● **EXERCISE DIRECTIONS**
Give all the lines below again, exactly, with no pictures.
* Start COLLECTED MATERIAL *
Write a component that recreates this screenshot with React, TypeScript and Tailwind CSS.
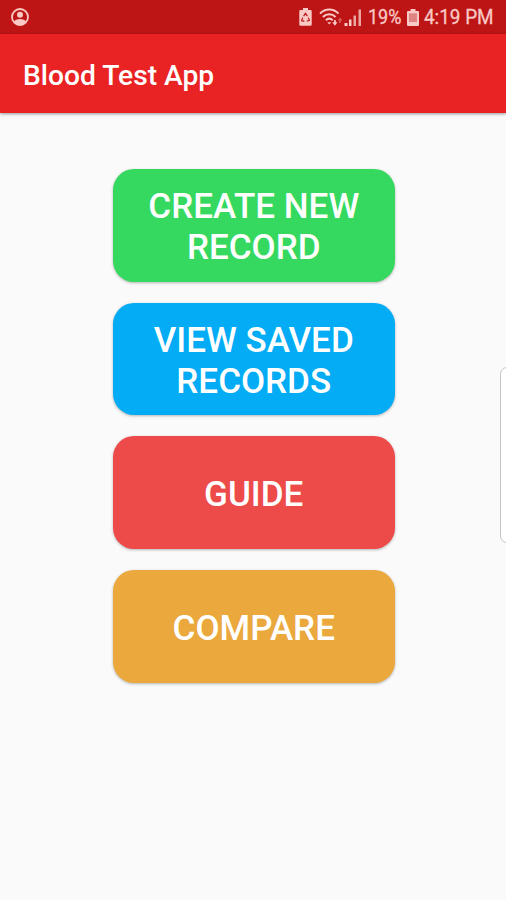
import React from 'react'

type MenuItem = {
    label: string
    color: string
}

const menuItems: MenuItem[] = [
    { label: "CREATE NEW RECORD", color: "bg-[#36d95f]" },
    { label: "VIEW SAVED RECORDS", color: "bg-[#03acf4]" },
    { label: "GUIDE", color: "bg-[#ed4a4a]" },
    { label: "COMPARE", color: "bg-[#eaa83d]" },
]

const AccountIcon = () => (
    <svg width="18" height="18" viewBox="0 0 18 18" fill="none">
        <circle cx="9" cy="9" r="8" stroke="currentColor" strokeWidth="1.8" />
        <circle cx="9" cy="6.7" r="3" fill="currentColor" />
        <path d="M3 13.8C3.800 11.800 6 11 9 11s5.200.8 6 2.800C13.800 16.400 11.500 17.600 9 17.600S4.200 16.400 3 13.800z" fill="currentColor" />
    </svg>
)

const RecycleBatteryIcon = () => (
    <svg width="13" height="18" viewBox="0 0 13 18" fill="none">
        <path d="M4 0h5v2h2.500a1.200 1.200 0 0 1 1.200 1.200v13.300a1.200 1.200 0 0 1-1.200 1.200h-10a1.200 1.200 0 0 1-1.200-1.200V3.200A1.200 1.200 0 0 1 1.500 2H4z" fill="currentColor" />
        <path d="M4.600 8.200 6.500 5.400l1.900 2.800M9.300 9.600l1.100 2.800-2.700.9M5.300 13.300l-2.700-.7 1.100-3" stroke="#bd1515" strokeWidth="1.200" />
    </svg>
)

const WifiIcon = () => (
    <svg width="24" height="19" viewBox="0 0 24 19" fill="none" stroke="currentColor">
        <path d="M1 5.600C6.300.2 14.300.2 19.500 5.600" strokeWidth="2" />
        <path d="M3.900 9c3.600-3.700 9-3.700 12.700 0" strokeWidth="2" />
        <path d="M6.900 12.200c2-1.900 4.800-1.900 6.800 0" strokeWidth="2" />
        <path d="M8.300 14.200h4L10.300 16.500z" fill="currentColor" stroke="none" />
        <path d="M13.300 14.200h5.200L15.900 17.800zM15 12h1.800v3H15z" fill="currentColor" stroke="none" />
        <path d="M18.600 12.600 21 9.400l2.400 3.200zM20.200 12h1.600v3h-1.600z" fill="currentColor" stroke="none" opacity="0.4" />
    </svg>
)

const SignalIcon = () => (
    <svg width="19" height="17" viewBox="0 0 19 17" fill="currentColor">
        <rect x="0.500" y="14" width="3" height="3" />
        <rect x="5" y="10.500" width="2.500" height="6.500" />
        <rect x="9.500" y="6.500" width="2.500" height="10.500" opacity="0.800" />
        <rect x="14.500" y="0.500" width="2.500" height="16.500" opacity="0.800" />
    </svg>
)

const BatteryIcon = () => (
    <svg width="12" height="17" viewBox="0 0 12 17">
        <path d="M3.500 0h5v2H11a1 1 0 0 1 1 1v13a1 1 0 0 1-1 1H1a1 1 0 0 1-1-1V3a1 1 0 0 1 1-1h2.500z" fill="currentColor" />
        <rect x="2" y="4.300" width="8" height="8.700" fill="#df8383" />
    </svg>
)

const StatusBar = () => (
    <div className="flex h-[34px] items-center justify-between bg-[#bd1515] pl-[11px] pr-3 text-[#f9c9c5]">
        <AccountIcon />
        <div className="flex items-center text-[20px] leading-none">
            <RecycleBatteryIcon />
            <div className="ml-[7px]"><WifiIcon /></div>
            <div className="ml-px"><SignalIcon /></div>
            <div className="ml-[5px] w-[36px] whitespace-nowrap"><div className="origin-left scale-x-[0.9] [-webkit-text-stroke:0.3px]">19%</div></div>
            <div className="ml-[3px]"><BatteryIcon /></div>
            <div className="ml-[5px] w-[70px] whitespace-nowrap"><div className="origin-left scale-x-[0.945] [-webkit-text-stroke:0.3px]">4:19 PM</div></div>
        </div>
    </div>
)

const App = () => {
    return (
        <div className="relative h-[900px] w-[506px] overflow-hidden bg-[#fafafa] font-['Roboto',sans-serif]">
            <StatusBar />
            <header className="flex h-[79px] items-center bg-[#e92323] pl-[23px] pt-[5px] shadow-[0_1px_3px_rgba(0,0,0,0.4)]">
                <h1 className="text-[28.200px] font-medium leading-none text-white">Blood Test App</h1>
            </header>
            <main className="flex flex-col items-center gap-[21.200px] pl-[1.500px] pt-14">
                {menuItems.map((item) => (
                    <button
                        key={item.label}
                        className={`${item.color} h-[112.500px] w-[281.500px] rounded-[21px] px-7 pt-[4px] text-[35px] font-medium leading-[41px] text-white shadow-[0_1px_3px_rgba(0,0,0,0.28)]`}
                    >
                        {item.label}
                    </button>
                ))}
            </main>
            {/* edge panel handle */}
            <div className="absolute -right-3 top-[367px] h-[176px] w-[18px] rounded-[7px] border border-[#c4c4c4] bg-white" />
        </div>
    )
}

export default App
* End COLLECTED MATERIAL *
● **RESPONSE TO THE TASK**
Write a component that recreates this screenshot with React, TypeScript and Tailwind CSS.
import React from 'react'

type MenuItem = {
    label: string
    color: string
}

const menuItems: MenuItem[] = [
    { label: "CREATE NEW RECORD", color: "bg-[#36d95f]" },
    { label: "VIEW SAVED RECORDS", color: "bg-[#03acf4]" },
    { label: "GUIDE", color: "bg-[#ed4a4a]" },
    { label: "COMPARE", color: "bg-[#eaa83d]" },
]

const AccountIcon = () => (
    <svg width="18" height="18" viewBox="0 0 18 18" fill="none">
        <circle cx="9" cy="9" r="8" stroke="currentColor" strokeWidth="1.8" />
        <circle cx="9" cy="6.7" r="3" fill="currentColor" />
        <path d="M3 13.8C3.800 11.800 6 11 9 11s5.200.8 6 2.800C13.800 16.400 11.500 17.600 9 17.600S4.200 16.400 3 13.800z" fill="currentColor" />
    </svg>
)

const RecycleBatteryIcon = () => (
    <svg width="13" height="18" viewBox="0 0 13 18" fill="none">
        <path d="M4 0h5v2h2.500a1.200 1.200 0 0 1 1.200 1.200v13.300a1.200 1.200 0 0 1-1.200 1.200h-10a1.200 1.200 0 0 1-1.200-1.200V3.200A1.200 1.200 0 0 1 1.500 2H4z" fill="currentColor" />
        <path d="M4.600 8.200 6.500 5.400l1.900 2.800M9.300 9.600l1.100 2.800-2.700.9M5.300 13.300l-2.700-.7 1.100-3" stroke="#bd1515" strokeWidth="1.200" />
    </svg>
)

const WifiIcon = () => (
    <svg width="24" height="19" viewBox="0 0 24 19" fill="none" stroke="currentColor">
        <path d="M1 5.600C6.300.2 14.300.2 19.500 5.600" strokeWidth="2" />
        <path d="M3.900 9c3.600-3.700 9-3.700 12.700 0" strokeWidth="2" />
        <path d="M6.900 12.200c2-1.900 4.800-1.900 6.800 0" strokeWidth="2" />
        <path d="M8.300 14.200h4L10.300 16.500z" fill="currentColor" stroke="none" />
        <path d="M13.300 14.200h5.200L15.900 17.800zM15 12h1.800v3H15z" fill="currentColor" stroke="none" />
        <path d="M18.600 12.600 21 9.400l2.400 3.200zM20.200 12h1.600v3h-1.600z" fill="currentColor" stroke="none" opacity="0.4" />
    </svg>
)

const SignalIcon = () => (
    <svg width="19" height="17" viewBox="0 0 19 17" fill="currentColor">
        <rect x="0.500" y="14" width="3" height="3" />
        <rect x="5" y="10.500" width="2.500" height="6.500" />
        <rect x="9.500" y="6.500" width="2.500" height="10.500" opacity="0.800" />
        <rect x="14.500" y="0.500" width="2.500" height="16.500" opacity="0.800" />
    </svg>
)

const BatteryIcon = () => (
    <svg width="12" height="17" viewBox="0 0 12 17">
        <path d="M3.500 0h5v2H11a1 1 0 0 1 1 1v13a1 1 0 0 1-1 1H1a1 1 0 0 1-1-1V3a1 1 0 0 1 1-1h2.500z" fill="currentColor" />
        <rect x="2" y="4.300" width="8" height="8.700" fill="#df8383" />
    </svg>
)

const StatusBar = () => (
    <div className="flex h-[34px] items-center justify-between bg-[#bd1515] pl-[11px] pr-3 text-[#f9c9c5]">
        <AccountIcon />
        <div className="flex items-center text-[20px] leading-none">
            <RecycleBatteryIcon />
            <div className="ml-[7px]"><WifiIcon /></div>
            <div className="ml-px"><SignalIcon /></div>
            <div className="ml-[5px] w-[36px] whitespace-nowrap"><div className="origin-left scale-x-[0.9] [-webkit-text-stroke:0.3px]">19%</div></div>
            <div className="ml-[3px]"><BatteryIcon /></div>
            <div className="ml-[5px] w-[70px] whitespace-nowrap"><div className="origin-left scale-x-[0.945] [-webkit-text-stroke:0.3px]">4:19 PM</div></div>
        </div>
    </div>
)

const App = () => {
    return (
        <div className="relative h-[900px] w-[506px] overflow-hidden bg-[#fafafa] font-['Roboto',sans-serif]">
            <StatusBar />
            <header className="flex h-[79px] items-center bg-[#e92323] pl-[23px] pt-[5px] shadow-[0_1px_3px_rgba(0,0,0,0.4)]">
                <h1 className="text-[28.200px] font-medium leading-none text-white">Blood Test App</h1>
            </header>
            <main className="flex flex-col items-center gap-[21.200px] pl-[1.500px] pt-14">
                {menuItems.map((item) => (
                    <button
                        key={item.label}
                        className={`${item.color} h-[112.500px] w-[281.500px] rounded-[21px] px-7 pt-[4px] text-[35px] font-medium leading-[41px] text-white shadow-[0_1px_3px_rgba(0,0,0,0.28)]`}
                    >
                        {item.label}
                    </button>
                ))}
            </main>
            {/* edge panel handle */}
            <div className="absolute -right-3 top-[367px] h-[176px] w-[18px] rounded-[7px] border border-[#c4c4c4] bg-white" />
        </div>
    )
}

export default App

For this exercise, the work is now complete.